## Task prompt
Copy exactly the lines that run from the top of the listing to the line containing "const candidates = [1, 2, 3, 4, 5];", both ends included, and omit the pictures.

____________________

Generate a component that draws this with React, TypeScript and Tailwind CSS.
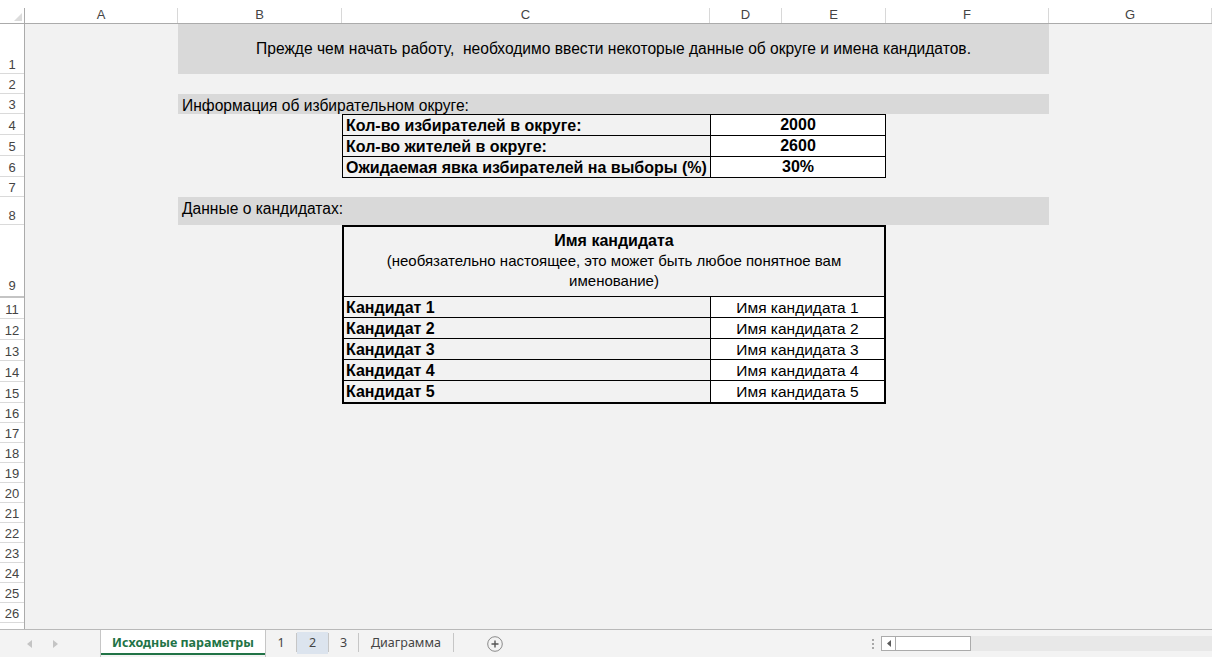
import React from "react";

const cols = [
  { label: "A", w: "w-[153px]" },
  { label: "B", w: "w-[164px]" },
  { label: "C", w: "w-[368px]" },
  { label: "D", w: "w-[72px]" },
  { label: "E", w: "w-[104px]" },
  { label: "F", w: "w-[163px]" },
  { label: "G", w: "w-[163px]" },
];

const rowHeads = [
  { label: "1", h: "h-[50px]" },
  { label: "2", h: "h-[20px]" },
  { label: "3", h: "h-[20px]" },
  { label: "4", h: "h-[21px]" },
  { label: "5", h: "h-[21px]" },
  { label: "6", h: "h-[21px]" },
  { label: "7", h: "h-[20px]" },
  { label: "8", h: "h-[28px]" },
  { label: "9", h: "h-[73px]", thick: true },
  { label: "11", h: "h-[21px]" },
  { label: "12", h: "h-[21px]" },
  { label: "13", h: "h-[21px]" },
  { label: "14", h: "h-[21px]" },
  { label: "15", h: "h-[21px]" },
  { label: "16", h: "h-[20px]" },
  { label: "17", h: "h-[20px]" },
  { label: "18", h: "h-[20px]" },
  { label: "19", h: "h-[20px]" },
  { label: "20", h: "h-[20px]" },
  { label: "21", h: "h-[20px]" },
  { label: "22", h: "h-[20px]" },
  { label: "23", h: "h-[20px]" },
  { label: "24", h: "h-[20px]" },
  { label: "25", h: "h-[20px]" },
  { label: "26", h: "h-[20px]" },
];

const info = [
  { k: "Кол-во избирателей в округе:", v: "2000" },
  { k: "Кол-во жителей в округе:", v: "2600" },
  { k: "Ожидаемая явка избирателей на выборы (%)", v: "30%" },
];

const candidates = [1, 2, 3, 4, 5];

export default function App() {
  return (
    <div className="w-[1212px] h-[657px] overflow-hidden flex flex-col bg-white font-['Liberation_Sans',Arial,sans-serif] text-black">
      {/* Column header */}
      <div className="flex h-[24px] shrink-0 bg-white border-b border-[#ababab]">
        <div className="w-[25px] shrink-0 pt-[8px]">
          <div className="h-full border-r border-[#ababab] flex items-end justify-end pr-[2px] pb-[2px]">
            <svg width="8" height="8" viewBox="0 0 8 8">
              <polygon points="8,0 8,8 0,8" fill="#dcdcdc" />
            </svg>
          </div>
        </div>
        {cols.map((c) => (
          <div key={c.label} className={`${c.w} shrink-0 pt-[8px]`}>
            <div className="h-full border-r border-[#d8d8d8] flex items-end justify-center pb-[2px] text-[13px] leading-none text-[#444]">
              {c.label}
            </div>
          </div>
        ))}
      </div>

      {/* Sheet area */}
      <div className="flex h-[605px] shrink-0 overflow-hidden">
        <div className="w-[25px] shrink-0 flex flex-col bg-white border-r border-[#ababab]">
          {rowHeads.map((r) => (
            <div
              key={r.label}
              className={`${r.h} shrink-0 flex items-end justify-center text-[13px] leading-none text-[#444] ${
                r.thick ? "border-b-2 border-[#c4c4c4] pb-[4px]" : "border-b border-[#dadada] pb-[2px]"
              }`}
            >
              {r.label}
            </div>
          ))}
          <div className="h-[6px] shrink-0" />
        </div>

        <div className="flex-1 bg-[#f2f2f2] grid grid-cols-[153px_164px_368px_72px_104px_163px_163px] grid-rows-[50px_20px_20px_21px_21px_21px_20px_28px_73px_21px_21px_21px_21px_21px_20px_20px_20px_20px_20px_20px_20px_20px_20px_20px_20px_6px]">
          {/* Row 1 band */}
          <div className="col-[2/7] row-[1/2] bg-[#d9d9d9] flex items-center justify-center text-[15.6px] leading-[20px] whitespace-pre">
            {"Прежде чем начать работу,  необходимо ввести некоторые данные об округе и имена кандидатов."}
          </div>

          {/* Row 3 band */}
          <div className="col-[2/7] row-[3/4] bg-[#d9d9d9] flex items-end pl-[4px] text-[15.6px] leading-[16px] whitespace-nowrap">
            Информация об избирательном округе:
          </div>

          {/* Info table */}
          <div className="col-[3/6] row-[4/7] self-start grid grid-cols-[368px_175px] border-l border-t border-black">
            {info.map((r) => (
              <React.Fragment key={r.k}>
                <div className="h-[21px] border-r border-b border-black bg-[#f2f2f2] pl-[3px] pt-[1px] text-[16px] leading-[19px] font-bold whitespace-nowrap">
                  {r.k}
                </div>
                <div className="h-[21px] border-r border-b border-black bg-white text-center text-[16px] leading-[19px] font-bold">
                  {r.v}
                </div>
              </React.Fragment>
            ))}
          </div>

          {/* Row 8 band */}
          <div className="col-[2/7] row-[8/9] bg-[#d9d9d9] flex items-center pl-[4px] pb-[5px] text-[15.6px] leading-[20px] whitespace-nowrap">
            Данные о кандидатах:
          </div>

          {/* Candidates table */}
          <div className="col-[3/6] row-[9/15] self-start border-2 border-black flex flex-col">
            <div className="h-[70px] border-b border-black bg-[#f2f2f2] pt-[4px] text-center text-[15px] leading-[20px] whitespace-nowrap">
              <div className="font-bold text-[16px]">Имя кандидата</div>
              <div>(необязательно настоящее, это может быть любое понятное вам</div>
              <div>именование)</div>
            </div>
            {candidates.map((n) => (
              <div
                key={n}
                className={`h-[21px] flex ${n < 5 ? "border-b border-black" : ""}`}
              >
                <div className="w-[367px] shrink-0 border-r border-black bg-[#f2f2f2] pl-[2px] pt-[1px] text-[16px] leading-[19px] font-bold whitespace-nowrap">
                  Кандидат {n}
                </div>
                <div className="flex-1 bg-white pt-[1px] text-center text-[15.5px] leading-[19px] whitespace-nowrap">
                  Имя кандидата {n}
                </div>
              </div>
            ))}
          </div>
        </div>
      </div>

      {/* Tab bar */}
      <div className="h-[28px] shrink-0 flex border-t border-[#b9b9b9] bg-[#f3f3f3] font-['Noto_Sans',sans-serif] text-[12.5px] text-[#444]">
        <div className="w-[100px] shrink-0 flex items-center gap-[21px] pl-[27px]">
          <svg width="5" height="8" viewBox="0 0 5 8">
            <polygon points="5,0 5,8 0,4" fill="#c4c4c4" />
          </svg>
          <svg width="5" height="8" viewBox="0 0 5 8">
            <polygon points="0,0 0,8 5,4" fill="#c4c4c4" />
          </svg>
        </div>
        <div className="w-[166px] shrink-0 flex flex-col border-l border-r border-[#c6c6c6]">
          <div className="h-[23px] bg-white flex items-center justify-center pt-[3px] font-bold text-[#217346] leading-none">
            Исходные параметры
          </div>
          <div className="h-[2px] bg-[#217346]" />
        </div>
        <div className="w-[30px] shrink-0 flex items-center justify-center">1</div>
        <div className="w-[1px] h-[19px] mt-[3px] bg-[#c6c6c6]" />
        <div className="w-[31px] shrink-0 h-[22px] mt-[2px] bg-[#dce4ee] flex items-center justify-center pt-[1px]">2</div>
        <div className="w-[1px] h-[19px] mt-[3px] bg-[#c6c6c6]" />
        <div className="w-[29px] shrink-0 flex items-center justify-center">3</div>
        <div className="w-[1px] h-[19px] mt-[3px] bg-[#c6c6c6]" />
        <div className="w-[94px] shrink-0 flex items-center justify-center">Диаграмма</div>
        <div className="w-[1px] h-[19px] mt-[3px] bg-[#c6c6c6]" />
        <div className="w-[33px] shrink-0" />
        <div className="flex items-center">
          <svg width="16" height="16" viewBox="0 0 16 16">
            <circle cx="8" cy="8" r="7.3" fill="none" stroke="#8a8a8a" strokeWidth="1" />
            <path d="M8 4.5v7M4.5 8h7" stroke="#555" strokeWidth="1.4" />
          </svg>
        </div>
        <div className="flex-1" />
        <div className="w-[16px] shrink-0 flex flex-col items-center justify-center gap-[2px]">
          <div className="w-[2px] h-[2px] bg-[#a8a8a8]" />
          <div className="w-[2px] h-[2px] bg-[#a8a8a8]" />
          <div className="w-[2px] h-[2px] bg-[#a8a8a8]" />
        </div>
        <div className="w-[331px] shrink-0 flex pt-[6px] pb-[6px]">
          <div className="w-[15px] h-[15px] shrink-0 bg-white border border-[#ababab] flex items-center justify-center">
            <svg width="4" height="7" viewBox="0 0 4 7">
              <polygon points="4,0 4,7 0,3.5" fill="#5a5a5a" />
            </svg>
          </div>
          <div className="w-[75px] h-[15px] shrink-0 bg-white border border-l-0 border-[#ababab]" />
          <div className="flex-1 h-[15px] bg-[#e8e8e8]" />
        </div>
      </div>
    </div>
  );
}
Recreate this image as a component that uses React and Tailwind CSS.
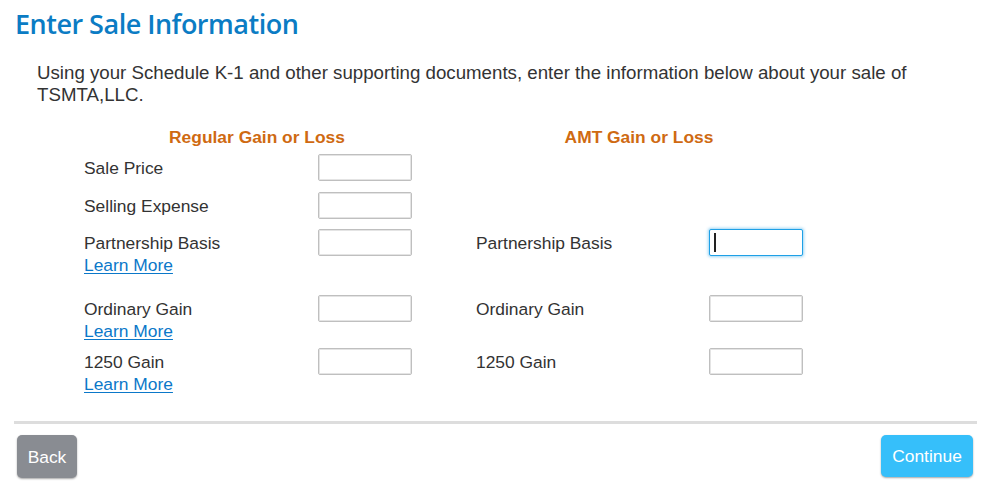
import React from "react";

function Field({ focused }) {
  return (
    <div className="relative w-[94px] h-[27px]">
      <input
        type="text"
        className={
          focused
            ? "w-full h-full rounded-[2px] border border-[#1ea0e6] bg-white outline-none shadow-[0_0_3px_1px_rgba(30,160,230,0.45)]"
            : "w-full h-full rounded-[2px] border border-[#bfbfbf] bg-white outline-none shadow-[inset_0_0_0_1px_#e4e4e4]"
        }
      />
      {focused && (
        <span className="absolute left-[5px] top-[4px] w-[1.5px] h-[19px] bg-[#222]" />
      )}
    </div>
  );
}

function LearnMore() {
  return (
    <a href="#" className="block w-fit text-[#0b78c9] underline decoration-1 underline-offset-[2px]">
      Learn More
    </a>
  );
}

function Row({ left, right, learn, focused, className }) {
  return (
    <div className={"flex items-start " + (className || "")}>
      <div className="w-[234px] pt-[3px]">
        <div>{left}</div>
        {learn && <LearnMore />}
      </div>
      <Field />
      <div className="w-[64px]" />
      {right ? (
        <>
          <div className="w-[233px] pt-[3px]">{right}</div>
          <Field focused={focused} />
        </>
      ) : null}
    </div>
  );
}

export default function App() {
  return (
    <div
      className="w-[999px] h-[497px] bg-white text-[#333] text-[17.4px] leading-[22px] overflow-hidden"
      style={{ fontFamily: '"Liberation Sans", Arial, sans-serif' }}
    >
      <h1
        className="pl-[15px] pt-[6px] text-[27px] leading-[36px] font-semibold tracking-[-0.5px] text-[#0b7cc4]"
        style={{ fontFamily: '"Open Sans", "Noto Sans", sans-serif' }}
      >
        Enter Sale Information
      </h1>

      <p className="pl-[37px] pr-[60px] mt-[20px] text-[18.7px]">
        Using your Schedule K-1 and other supporting documents, enter the information below about your sale of TSMTA,LLC.
      </p>

      <div className="pl-[84px] mt-[20px]">
        <div className="flex font-bold text-[#cf6a12]">
          <div className="w-[346px] text-center">Regular Gain or Loss</div>
          <div className="w-[46px]" />
          <div className="w-[326px] text-center">AMT Gain or Loss</div>
        </div>

        <Row className="mt-[6px]" left="Sale Price" />
        <Row className="mt-[11px]" left="Selling Expense" />
        <Row className="mt-[10px]" left="Partnership Basis" learn right="Partnership Basis" focused />
        <Row className="mt-[19px]" left="Ordinary Gain" learn right="Ordinary Gain" />
        <Row className="mt-[6px]" left="1250 Gain" learn right="1250 Gain" />
      </div>

      <div className="ml-[14px] w-[963px] h-[3px] bg-[#dddddd] mt-[26px]" />

      <div className="flex justify-between pl-[17px] pr-[26px] mt-[11px]">
        <button className="w-[60px] h-[43px] rounded-[5px] bg-[#898c92] text-white shadow-[0_1px_2px_rgba(0,0,0,0.35)]">
          Back
        </button>
        <button className="w-[92px] h-[42px] rounded-[5px] bg-[#36bffa] text-white shadow-[0_1px_2px_rgba(0,0,0,0.35)]">
          Continue
        </button>
      </div>
    </div>
  );
}
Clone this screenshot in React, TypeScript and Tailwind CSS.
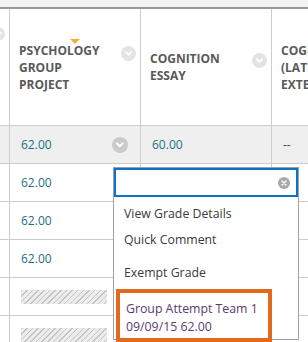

____________________

## Result for this exercise
Generate a component that draws this with React, TypeScript and Tailwind CSS.
import React from "react";

const cols = [
  { label: "A", w: "w-[153px]" },
  { label: "B", w: "w-[164px]" },
  { label: "C", w: "w-[368px]" },
  { label: "D", w: "w-[72px]" },
  { label: "E", w: "w-[104px]" },
  { label: "F", w: "w-[163px]" },
  { label: "G", w: "w-[163px]" },
];

const rowHeads = [
  { label: "1", h: "h-[50px]" },
  { label: "2", h: "h-[20px]" },
  { label: "3", h: "h-[20px]" },
  { label: "4", h: "h-[21px]" },
  { label: "5", h: "h-[21px]" },
  { label: "6", h: "h-[21px]" },
  { label: "7", h: "h-[20px]" },
  { label: "8", h: "h-[28px]" },
  { label: "9", h: "h-[73px]", thick: true },
  { label: "11", h: "h-[21px]" },
  { label: "12", h: "h-[21px]" },
  { label: "13", h: "h-[21px]" },
  { label: "14", h: "h-[21px]" },
  { label: "15", h: "h-[21px]" },
  { label: "16", h: "h-[20px]" },
  { label: "17", h: "h-[20px]" },
  { label: "18", h: "h-[20px]" },
  { label: "19", h: "h-[20px]" },
  { label: "20", h: "h-[20px]" },
  { label: "21", h: "h-[20px]" },
  { label: "22", h: "h-[20px]" },
  { label: "23", h: "h-[20px]" },
  { label: "24", h: "h-[20px]" },
  { label: "25", h: "h-[20px]" },
  { label: "26", h: "h-[20px]" },
];

const info = [
  { k: "Кол-во избирателей в округе:", v: "2000" },
  { k: "Кол-во жителей в округе:", v: "2600" },
  { k: "Ожидаемая явка избирателей на выборы (%)", v: "30%" },
];

const candidates = [1, 2, 3, 4, 5];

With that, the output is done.